[RECORDED DATA]:

******

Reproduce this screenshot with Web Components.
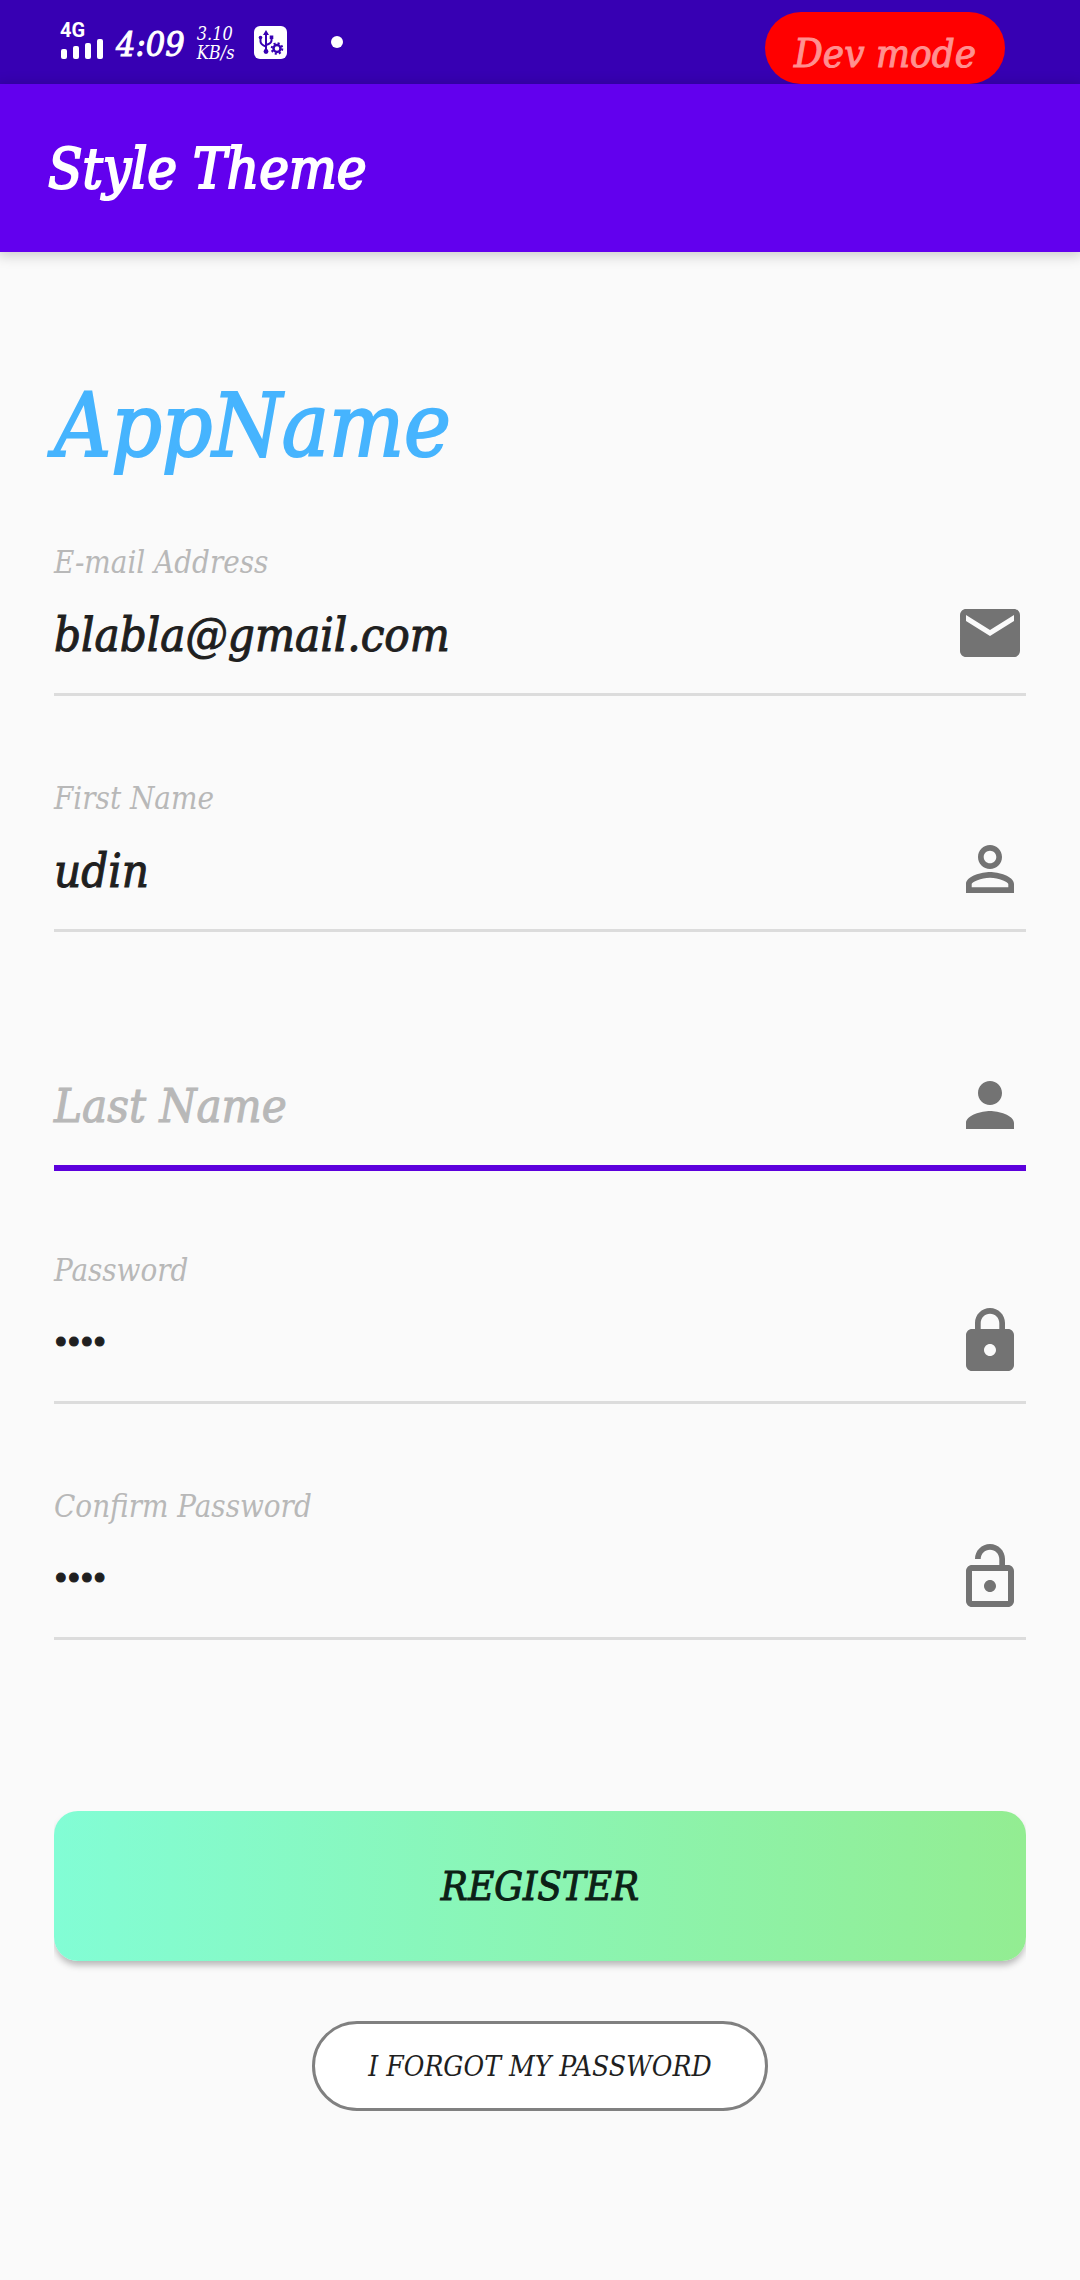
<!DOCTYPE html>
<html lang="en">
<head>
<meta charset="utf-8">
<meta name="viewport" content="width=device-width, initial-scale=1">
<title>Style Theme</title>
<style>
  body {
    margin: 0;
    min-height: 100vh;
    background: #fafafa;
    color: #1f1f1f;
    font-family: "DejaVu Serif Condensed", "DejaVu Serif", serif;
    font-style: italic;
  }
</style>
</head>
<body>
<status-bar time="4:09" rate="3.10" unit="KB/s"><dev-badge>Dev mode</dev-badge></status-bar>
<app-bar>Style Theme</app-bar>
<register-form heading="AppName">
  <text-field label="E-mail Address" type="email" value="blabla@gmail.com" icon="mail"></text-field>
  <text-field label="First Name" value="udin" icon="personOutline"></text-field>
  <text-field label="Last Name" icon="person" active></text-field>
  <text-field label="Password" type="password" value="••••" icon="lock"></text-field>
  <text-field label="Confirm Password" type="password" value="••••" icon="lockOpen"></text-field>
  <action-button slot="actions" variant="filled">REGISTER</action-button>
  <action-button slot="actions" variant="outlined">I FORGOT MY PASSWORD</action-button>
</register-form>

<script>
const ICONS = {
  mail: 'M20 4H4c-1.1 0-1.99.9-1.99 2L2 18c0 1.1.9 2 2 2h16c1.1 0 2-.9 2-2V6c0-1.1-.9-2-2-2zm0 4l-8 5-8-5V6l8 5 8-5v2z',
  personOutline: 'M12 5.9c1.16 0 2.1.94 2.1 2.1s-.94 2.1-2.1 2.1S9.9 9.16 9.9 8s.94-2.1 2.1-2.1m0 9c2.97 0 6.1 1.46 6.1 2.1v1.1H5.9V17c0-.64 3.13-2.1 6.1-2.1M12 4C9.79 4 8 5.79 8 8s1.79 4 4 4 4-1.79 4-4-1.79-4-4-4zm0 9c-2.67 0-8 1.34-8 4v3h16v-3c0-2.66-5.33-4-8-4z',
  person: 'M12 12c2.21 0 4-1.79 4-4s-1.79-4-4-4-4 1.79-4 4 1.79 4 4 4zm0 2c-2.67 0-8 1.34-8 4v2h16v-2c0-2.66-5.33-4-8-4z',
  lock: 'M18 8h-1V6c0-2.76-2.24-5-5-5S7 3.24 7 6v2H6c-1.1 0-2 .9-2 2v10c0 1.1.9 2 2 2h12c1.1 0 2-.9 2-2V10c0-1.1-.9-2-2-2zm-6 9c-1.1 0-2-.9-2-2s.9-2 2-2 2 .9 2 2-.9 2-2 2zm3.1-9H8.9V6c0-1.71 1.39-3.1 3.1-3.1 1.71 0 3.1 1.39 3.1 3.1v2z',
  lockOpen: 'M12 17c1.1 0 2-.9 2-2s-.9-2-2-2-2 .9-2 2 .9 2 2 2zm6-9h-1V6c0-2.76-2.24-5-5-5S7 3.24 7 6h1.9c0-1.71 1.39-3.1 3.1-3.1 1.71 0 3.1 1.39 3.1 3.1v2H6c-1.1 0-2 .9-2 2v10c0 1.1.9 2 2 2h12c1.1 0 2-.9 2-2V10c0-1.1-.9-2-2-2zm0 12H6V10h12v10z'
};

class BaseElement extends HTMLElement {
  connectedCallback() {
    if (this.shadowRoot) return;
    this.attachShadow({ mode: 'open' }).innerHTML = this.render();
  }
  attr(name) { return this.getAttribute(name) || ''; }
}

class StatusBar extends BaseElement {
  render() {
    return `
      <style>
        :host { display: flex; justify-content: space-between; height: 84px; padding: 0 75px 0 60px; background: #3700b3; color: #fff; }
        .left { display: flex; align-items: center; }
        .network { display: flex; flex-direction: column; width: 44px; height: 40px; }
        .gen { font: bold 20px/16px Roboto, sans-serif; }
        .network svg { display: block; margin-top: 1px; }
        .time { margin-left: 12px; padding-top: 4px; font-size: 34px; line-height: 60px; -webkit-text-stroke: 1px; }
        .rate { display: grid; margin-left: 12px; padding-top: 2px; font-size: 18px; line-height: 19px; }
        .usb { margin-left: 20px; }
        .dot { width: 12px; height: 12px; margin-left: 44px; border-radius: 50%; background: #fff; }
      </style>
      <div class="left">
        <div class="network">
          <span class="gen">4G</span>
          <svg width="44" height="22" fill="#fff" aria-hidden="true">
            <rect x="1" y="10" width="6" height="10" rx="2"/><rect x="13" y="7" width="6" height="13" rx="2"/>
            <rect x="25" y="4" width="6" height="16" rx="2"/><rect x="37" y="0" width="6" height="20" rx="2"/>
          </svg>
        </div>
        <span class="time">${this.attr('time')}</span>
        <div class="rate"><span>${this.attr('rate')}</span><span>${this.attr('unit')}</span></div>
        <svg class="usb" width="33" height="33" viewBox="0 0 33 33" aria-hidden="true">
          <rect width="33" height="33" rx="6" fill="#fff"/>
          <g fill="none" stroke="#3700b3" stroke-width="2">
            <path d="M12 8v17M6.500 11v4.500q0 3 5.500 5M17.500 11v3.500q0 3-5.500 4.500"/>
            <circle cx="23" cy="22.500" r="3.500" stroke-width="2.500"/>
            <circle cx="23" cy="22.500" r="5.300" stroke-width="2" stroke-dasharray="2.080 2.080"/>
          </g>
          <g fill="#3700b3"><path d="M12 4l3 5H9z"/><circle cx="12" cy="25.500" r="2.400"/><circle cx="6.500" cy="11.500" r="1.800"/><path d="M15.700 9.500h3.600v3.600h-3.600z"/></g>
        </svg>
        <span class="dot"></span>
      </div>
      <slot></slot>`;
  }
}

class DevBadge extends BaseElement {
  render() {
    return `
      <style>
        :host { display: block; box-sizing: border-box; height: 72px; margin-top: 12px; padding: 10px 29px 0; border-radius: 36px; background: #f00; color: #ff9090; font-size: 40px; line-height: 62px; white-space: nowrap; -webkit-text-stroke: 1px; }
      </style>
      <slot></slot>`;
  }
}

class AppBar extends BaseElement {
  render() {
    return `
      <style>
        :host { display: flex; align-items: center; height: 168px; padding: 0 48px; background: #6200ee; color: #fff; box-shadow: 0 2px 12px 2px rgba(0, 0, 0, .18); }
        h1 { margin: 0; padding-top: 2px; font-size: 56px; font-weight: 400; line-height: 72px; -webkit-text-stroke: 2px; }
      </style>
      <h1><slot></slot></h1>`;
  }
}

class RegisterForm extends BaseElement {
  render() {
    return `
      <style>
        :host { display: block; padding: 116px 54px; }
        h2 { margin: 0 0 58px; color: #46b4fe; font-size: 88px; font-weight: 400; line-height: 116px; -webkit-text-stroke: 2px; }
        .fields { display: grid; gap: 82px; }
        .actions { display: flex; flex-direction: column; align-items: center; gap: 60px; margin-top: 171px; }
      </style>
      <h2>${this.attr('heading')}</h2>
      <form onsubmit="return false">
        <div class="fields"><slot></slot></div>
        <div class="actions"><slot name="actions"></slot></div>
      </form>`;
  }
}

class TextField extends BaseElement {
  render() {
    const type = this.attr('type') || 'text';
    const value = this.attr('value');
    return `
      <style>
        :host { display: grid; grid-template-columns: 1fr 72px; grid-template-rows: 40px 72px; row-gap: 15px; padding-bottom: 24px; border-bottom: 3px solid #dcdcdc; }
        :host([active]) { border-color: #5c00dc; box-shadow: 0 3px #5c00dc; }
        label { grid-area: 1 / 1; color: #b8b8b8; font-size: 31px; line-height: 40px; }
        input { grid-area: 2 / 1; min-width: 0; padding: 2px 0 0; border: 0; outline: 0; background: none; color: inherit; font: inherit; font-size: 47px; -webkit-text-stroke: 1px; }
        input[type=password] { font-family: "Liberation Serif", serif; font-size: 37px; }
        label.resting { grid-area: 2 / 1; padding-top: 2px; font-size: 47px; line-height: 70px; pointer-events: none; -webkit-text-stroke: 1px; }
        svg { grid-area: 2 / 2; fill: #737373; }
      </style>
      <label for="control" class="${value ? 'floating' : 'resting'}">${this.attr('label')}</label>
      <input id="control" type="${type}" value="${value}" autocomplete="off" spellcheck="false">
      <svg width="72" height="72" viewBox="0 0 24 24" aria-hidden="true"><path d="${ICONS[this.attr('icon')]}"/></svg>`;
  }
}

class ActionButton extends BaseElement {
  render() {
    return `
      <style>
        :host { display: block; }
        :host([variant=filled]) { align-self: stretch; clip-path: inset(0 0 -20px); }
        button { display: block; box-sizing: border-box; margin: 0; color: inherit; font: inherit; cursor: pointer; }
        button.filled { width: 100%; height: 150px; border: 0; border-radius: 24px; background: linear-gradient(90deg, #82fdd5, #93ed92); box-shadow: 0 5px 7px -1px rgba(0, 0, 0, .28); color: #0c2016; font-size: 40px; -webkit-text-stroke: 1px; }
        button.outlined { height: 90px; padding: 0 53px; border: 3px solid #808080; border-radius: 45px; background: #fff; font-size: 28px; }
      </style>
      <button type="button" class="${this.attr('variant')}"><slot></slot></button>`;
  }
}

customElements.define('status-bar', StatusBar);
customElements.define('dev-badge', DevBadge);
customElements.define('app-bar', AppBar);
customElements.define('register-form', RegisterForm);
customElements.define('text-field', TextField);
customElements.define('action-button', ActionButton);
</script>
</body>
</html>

******

[WHAT IS NEEDED]: Above is a listing; report how many of its lines include the word "this", giving the number only.

[EXERCISE RESULT]: 12